Later in 2010, after such experiences, Gabrilyan considered that it was the right moment for him to let go and for Kuchina to go her own way.

At 17, Kuchina went to university in Volgograd and joined the renowned group of Boris Gorkov, the former coach of 2004 Olympic champion Yelena Slesarenko.

Missing Moscow

However, despite winning the 2011 European junior title and jumping a world junior indoor record of 1.97m in early 2011, Kuchina wasn’t comfortable with Gorkov as her mentor and in 2012 she returned to be coached by Gabrilyan again, who by now had left teaching to become a professional coach.

“Even at 17, she could understand the difference between just fame and real human relationships," said Gabrilyan. "Among her friends back home, she would never show that she is kind of more successful than they are. And she immediately forgot about all her medals as soon as we started training."

They – both Kuchina and Gabrilyan – don’t like to talk about the reasons why it did not work out with Gorkov, but it is noticeable that in the summer of 2012 her results had stagnated and she didn’t make the Olympic team.

The frustrations didn’t end there. She took second place at the World University Games on home soil in Kazan, and her equal fourth-place finish at the Russian Championships two weeks later meant that she was not included in Russia’s World Championships team.

“The fact that I did not qualify for the home Worlds, despite winning the European Team Championships title that spring, made me really upset,” commented Kuchina.

“I could not make myself watch the Moscow Champs on TV. In the end, I watched only the women’s high jump.
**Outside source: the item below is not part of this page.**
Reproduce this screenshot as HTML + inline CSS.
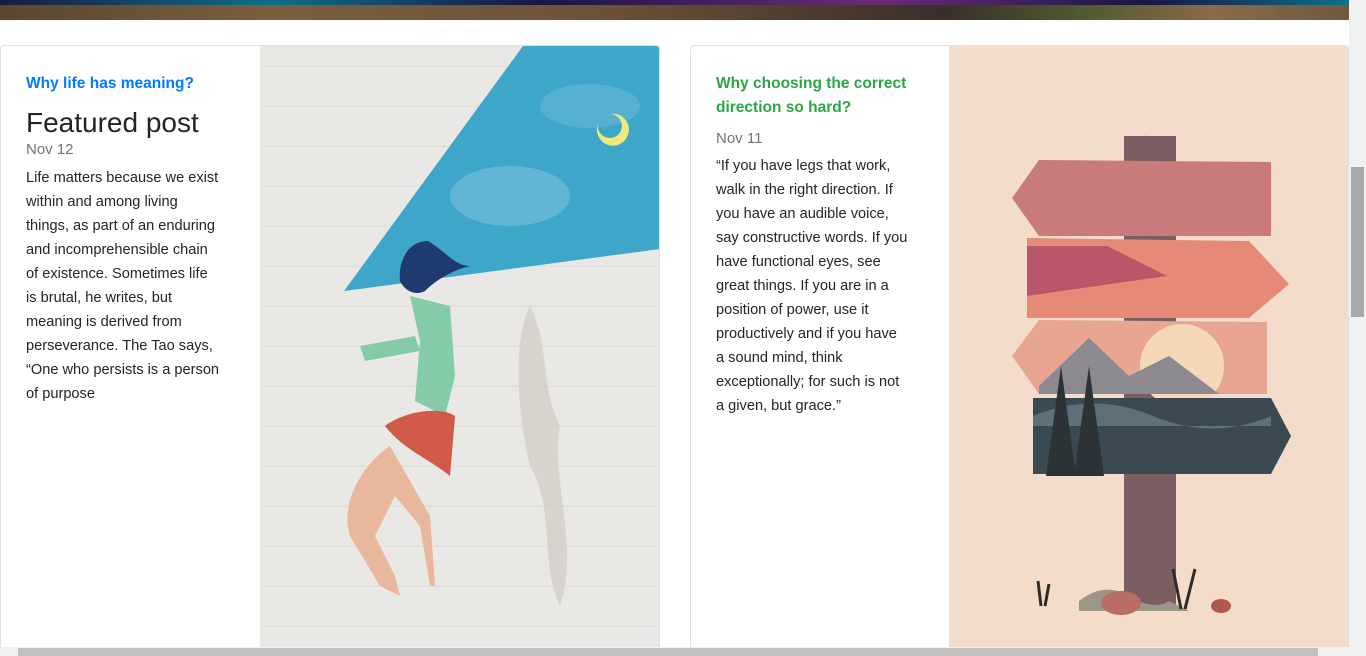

During all other competitions, I preferred to go training myself."

“She has been ready for a two-metre jump for several years already, but all the time something stopped her," added Gabrilyan, with a smile.

So, was it a special day for her when she first cleared two metres, a height which came in Chelyabinsk on 16 January?

“I was very happy of course, but it did not feel like the highest point in my career,” said Kuchina.

Her initial aim is to peak at Rio 2016.

Kuchina, of course, realises how hard it will be make any national team thanks to the presence of Olympic champion Chicherova and world champion Shkolina, neither of whom look like hanging up their spikes anytime soon.

However, she just tries to put such things out of her mind and tries to relax mentally and let things go.

“I am reading now The Little Prince by Saint-Exupery,” revealed Kuchina about one of her hobbies.

Rather appropriately, the central figure is a small boy who can fly high, which indeed is good reading for a young high jumper.